-------- EXCERPTED RECORDS

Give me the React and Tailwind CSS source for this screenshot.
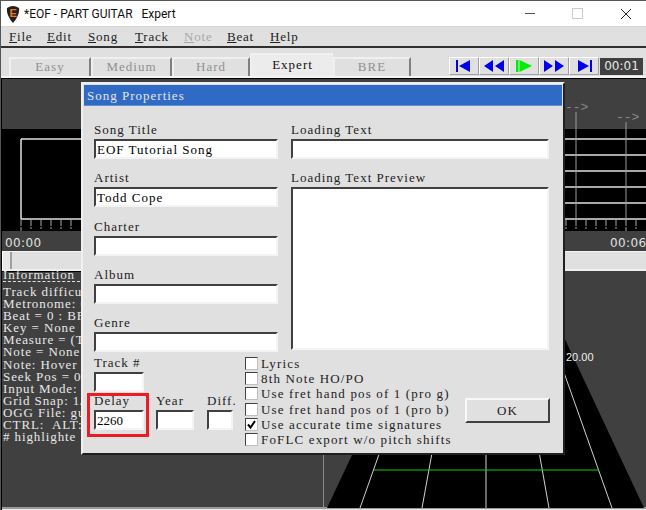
const font = { fontFamily: '"Liberation Serif", serif' };

const tabs = [
  { label: "Easy", width: "w-[82px]" },
  { label: "Medium", width: "w-[81px]" },
  { label: "Hard", width: "w-[78px]" },
  { label: "Expert", width: "w-[83px]", active: true },
  { label: "BRE", width: "w-[78px]" },
];

const menus = [
  { label: "File", width: "w-[38px]" },
  { label: "Edit", width: "w-[41px]" },
  { label: "Song", width: "w-[47px]" },
  { label: "Track", width: "w-[49px]" },
  { label: "Note", width: "w-[43px]", disabled: true },
  { label: "Beat", width: "w-[43px]" },
  { label: "Help", width: "w-[40px]" },
];

// only what shows beside the dialog
const infoLines = [
  "Track difficu",
  "Metronome: 0",
  "Beat = 0 : BF",
  "Key = None",
  "Measure = (T",
  "Note = None",
  "Note: Hover",
  "Seek Pos = 0",
  "Input Mode:",
  "Grid Snap: 1/",
  "OGG File: gu",
  "CTRL:  ALT:",
  "# highlighte",
];

const checks = [
  { label: "Lyrics" },
  { label: "8th Note HO/PO" },
  { label: "Use fret hand pos of 1 (pro g)" },
  { label: "Use fret hand pos of 1 (pro b)" },
  { label: "Use accurate time signatures", checked: true },
  { label: "FoFLC export w/o pitch shifts" },
];

function Transport({ children }) {
  return (
    <div className="w-[30px] h-[18px] flex items-center justify-center bg-[#e0e0e0] border-t border-l border-white border-r border-b border-r-[#a0a0a0] border-b-[#a0a0a0]">
      <svg width="24" height="14" viewBox="0 0 24 14">{children}</svg>
    </div>
  );
}

function TextBox({ value, className = "" }) {
  return (
    <div className={`h-[20px] bg-white border-2 border-t-[#404040] border-l-[#404040] border-r-[#f4f4f4] border-b-[#f4f4f4] pl-[1px] text-[13px] leading-[18px] tracking-[1px] text-black whitespace-nowrap overflow-hidden ${className}`}>
      {value}
    </div>
  );
}

function Field({ label, value, className = "", valueClass = "" }) {
  return (
    <div className={className}>
      <div className="h-[17px] text-[13px] leading-[15px] tracking-[1px] text-[#222] whitespace-nowrap">{label}</div>
      <TextBox value={value} className={valueClass} />
    </div>
  );
}

function CheckRow({ label, checked }) {
  return (
    <div className="h-[15.2px] flex items-center gap-[3px]">
      <div className="w-[13px] h-[13px] shrink-0 bg-white border border-t-[#404040] border-l-[#404040] border-r-[#c0c0c0] border-b-[#c0c0c0] flex items-center justify-center">
        {checked && (
          <svg width="11" height="11" viewBox="0 0 11 11">
            <path d="M2 5.5 L4.5 8.5 L9 2" fill="none" stroke="#000" strokeWidth="2" />
          </svg>
        )}
      </div>
      <span className="text-[13px] leading-[13px] tracking-[1.15px] text-[#222] whitespace-nowrap">{label}</span>
    </div>
  );
}

function SongProperties() {
  return (
    <div style={font} className="absolute left-[80px] top-[81px] w-[484px] h-[373px] bg-[#e0e0e0] border-t-2 border-l-2 border-t-[#f0f0f0] border-l-[#f0f0f0] border-r-2 border-b-2 border-r-[#202020] border-b-[#202020] p-[1px]">
      <div className="h-[21px] bg-[#2f6bc4] pl-[3px] text-[13px] leading-[22px] tracking-[1px] text-[#e4e4e4] border-b border-[#5f8fd6]">
        Song Properties
      </div>
      <div className="pl-[10px] pr-[11px] pt-[16px] flex gap-[13px]">
        <div className="w-[184px] flex flex-col gap-[11.25px] shrink-0">
          <Field label="Song Title" value="EOF Tutorial Song" />
          <Field label="Artist" value="Todd Cope" />
          <Field label="Charter" />
          <Field label="Album" />
          <Field label="Genre" />
        </div>
        <div className="w-[258px] shrink-0">
          <Field label="Loading Text" value="" />
          <div className="h-[11px]" />
          <div className="h-[17px] text-[13px] leading-[15px] tracking-[1px] text-[#222]">Loading Text Preview</div>
          <div className="h-[163px] bg-white border-2 border-t-[#404040] border-l-[#404040] border-r-[#f4f4f4] border-b-[#f4f4f4]" />
        </div>
      </div>
      <div className="pl-[10px] flex">
        <div className="w-[151px] shrink-0 pt-[3px]">
          <Field label="Track #" className="w-[50px]" />
          <div className="flex mt-[1px]">
            <div className="relative w-[62px] shrink-0">
              <Field label="Delay" value="2260" className="w-[50px]" valueClass="tracking-normal" />
              <div className="absolute left-[-7px] top-0 w-[62px] h-[44px] border-[3px] border-[#ed1c24]" />
            </div>
            <Field label="Year" className="w-[38px] mr-[13px] shrink-0" />
            <Field label="Diff." className="w-[26px] shrink-0" />
          </div>
        </div>
        <div className="w-[220px] shrink-0 pt-[4px]">
          {checks.map((c) => (
            <CheckRow key={c.label} label={c.label} checked={c.checked} />
          ))}
        </div>
        <div className="pt-[46px]">
          <button className="w-[85px] h-[25px] bg-[#e0e0e0] border-2 border-t-[#f8f8f8] border-l-[#f8f8f8] border-r-[#404040] border-b-[#404040] text-[13px] tracking-[1px] text-[#222]">
            OK
          </button>
        </div>
      </div>
    </div>
  );
}

export default function App() {
  return (
    <div className="relative w-[646px] h-[510px] overflow-hidden flex flex-col bg-[#e0e0e0] border-t border-l border-[#555]">
      {/* windows title bar */}
      <div className="h-[25px] shrink-0 bg-white flex items-center relative">
        <svg className="ml-[5px]" width="14" height="18" viewBox="0 0 14 18">
          <path d="M1 3 Q7 -1 13 3 Q14 10 7 18 Q0 10 1 3 Z" fill="#231f20" />
          <text x="3.5" y="11.5" fontSize="11" fontWeight="700" fill="#e8791e" style={{ fontFamily: '"Liberation Sans", sans-serif' }}>E</text>
        </svg>
        <span className="ml-[4px] text-[12px] text-[#111] whitespace-pre" style={{ fontFamily: 'Roboto, sans-serif' }}>*EOF - PART GUITAR   Expert</span>
        <div className="ml-auto flex items-center">
          <div className="w-[10px] h-[1px] bg-[#555] mr-[37px]" />
          <div className="w-[11px] h-[11px] border border-[#ccc] mr-[37px]" />
          <svg className="mr-[14px]" width="12" height="12" viewBox="0 0 12 12">
            <path d="M1 1 L11 11 M11 1 L1 11" stroke="#222" strokeWidth="1" />
          </svg>
        </div>
      </div>

      {/* menu */}
      <div style={font} className="h-[20px] shrink-0 flex items-center pl-[8px] border-t border-[#d8d8d8] text-[13px] tracking-[0.8px] text-[#222]">
        {menus.map((m) => (
          <div key={m.label} className={`${m.width} ${m.disabled ? "text-[#a8a8a8]" : ""}`}>
            <span className="underline decoration-1">{m.label[0]}</span>
            {m.label.slice(1)}
          </div>
        ))}
      </div>

      {/* tabs + transport */}
      <div style={font} className="h-[32px] shrink-0 border-t-2 border-t-[#303030] border-b-2 border-b-[#f4f4f4] flex items-end justify-between pr-[3px]">
        <div className="flex items-end pl-[8px]">
          {tabs.map((t) => (
            <div
              key={t.label}
              className={`${t.width} ${t.active ? "h-[23px] bg-[#ececec] text-[#111] leading-[19px]" : "h-[19px] text-[#909090] leading-[15px] border-r-2 border-r-[#808080]"} border-t-2 border-l-2 border-t-[#f0f0f0] border-l-[#f0f0f0] text-center text-[13px] tracking-[1px] shrink-0`}
            >
              {t.label}
            </div>
          ))}
        </div>
        <div className="flex items-center mb-[1px]">
          <Transport>
            <path d="M4 1h2v12H4z M18 1v12L7 7z" fill="#0000ee" />
          </Transport>
          <Transport>
            <path d="M11 1v12L2 7z M22 1v12L13 7z" fill="#0000ee" />
          </Transport>
          <Transport>
            <path d="M4 1h2.5v12H4z M7.5 1v12L20 7z" fill="#00ee00" />
          </Transport>
          <Transport>
            <path d="M2 1v12l9-6z M13 1v12l9-6z" fill="#0000ee" />
          </Transport>
          <Transport>
            <path d="M6 1v12l11-6z M18 1h2v12h-2z" fill="#0000ee" />
          </Transport>
          <div className="ml-[1px] w-[43px] h-[17px] bg-[#404040] text-[#e8e8e8] text-[12px] leading-[17px] text-center" style={{ fontFamily: '"DejaVu Sans", sans-serif' }}>00:01</div>
        </div>
      </div>

      {/* editor */}
      <div className="flex-1 min-h-0 flex flex-col bg-[#404040] border-t border-l border-black">
        <svg className="shrink-0" width="645" height="152" viewBox="0 0 645 152">
          <rect x="0" y="50" width="645" height="102" fill="#000" />
          <path d="M19 60H645 M19 140H645 M19 60V140" stroke="#e0e0e0" strokeWidth="1.5" fill="none" />
          <path d="M400 76H645 M400 92H645 M400 108H645 M400 124H645" stroke="#e0e0e0" strokeWidth="1.5" fill="none" />
          <path d="M19 140V152 M29 140V150 M39 140V150 M49 140V150 M59 140V150 M69 140V150 M564 140V150 M574 140V150 M584 140V150 M594 140V150 M604 140V150 M614 140V150 M624 140V152 M634 140V150" stroke="#a8a8a8" strokeWidth="1" strokeDasharray="7 1" />
          <path d="M574 33V140 M624 43V140" stroke="#9a9a9a" strokeWidth="1" />
          <text x="563" y="32" fontSize="13" fill="#8a8a8a" style={{ fontFamily: '"Liberation Mono", monospace' }}>--&gt;</text>
          <text x="614" y="42" fontSize="13" fill="#8a8a8a" style={{ fontFamily: '"Liberation Mono", monospace' }}>--&gt;</text>
        </svg>
        <div className="h-[20px] shrink-0 flex justify-between items-center pl-[3px] pt-[3px] text-[12px] tracking-[0.4px] text-[#e0e0e0] whitespace-nowrap" style={{ fontFamily: '"DejaVu Sans", sans-serif' }}>
          <span>00:00</span>
          <span className="w-[36px]">00:06</span>
        </div>
        <div className="h-[18px] shrink-0 bg-[#e0e0e0] border-t border-[#f4f4f4] flex">
          <div className="w-[10px] h-full bg-[#e8e8e8] border-r-2 border-[#a0a0a0] border-l border-l-white" />
        </div>
        <div className="flex-1 min-h-0 flex border-t-2 border-[#f0f0f0] relative">
          <div className="w-[321px] shrink-0 border-t border-black">
            <div style={font} className="w-[78px] text-[#e8e8e8] text-[13px] leading-[12px] tracking-[0.9px] whitespace-pre pl-[1px]">
              <div className="h-[10px] -mt-[3px]">Information</div>
              <div className="border-t border-dashed border-[#e0e0e0] mt-[2px] pt-[4px]">
                {infoLines.map((line) => (
                  <div key={line} className="h-[12.1px]">{line}</div>
                ))}
              </div>
            </div>
          </div>
          <div className="flex-1 relative border-l border-[#8a8a8a]">
            <svg width="322" height="237" viewBox="323 270 322 237" className="block">
              <polygon points="438,270 532,270 643,507 326,507" fill="#000" />
              <path d="M443 270L359 507 M464 270L421 507 M485 270V507 M506 270L548 507 M527 270L611 507" stroke="#d0d0d0" strokeWidth="1" />
              <path d="M373 469H598" stroke="#10d010" strokeWidth="1" />
              <text x="565" y="360" fontSize="11" fill="#f0f0f0" style={{ fontFamily: '"Liberation Sans", sans-serif' }}>20.00</text>
            </svg>
          </div>
        </div>
        <div className="h-[3px] shrink-0 bg-[#9a9a9a] border-b border-[#e8e8e8]" />
      </div>

      <SongProperties />
    </div>
  );
}
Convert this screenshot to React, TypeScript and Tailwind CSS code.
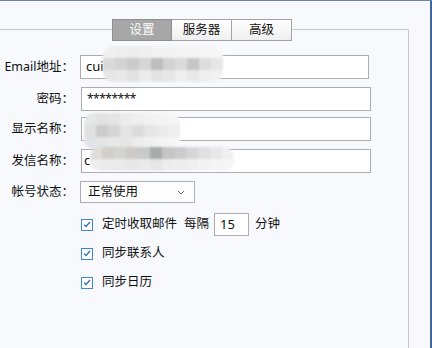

----------------

THE EXERCISE> Copy out each line in the listing that has the word "this".

RESPONSE>
Give me the React and Tailwind CSS source for this screenshot.
Convert this screenshot to React, TypeScript and Tailwind CSS code.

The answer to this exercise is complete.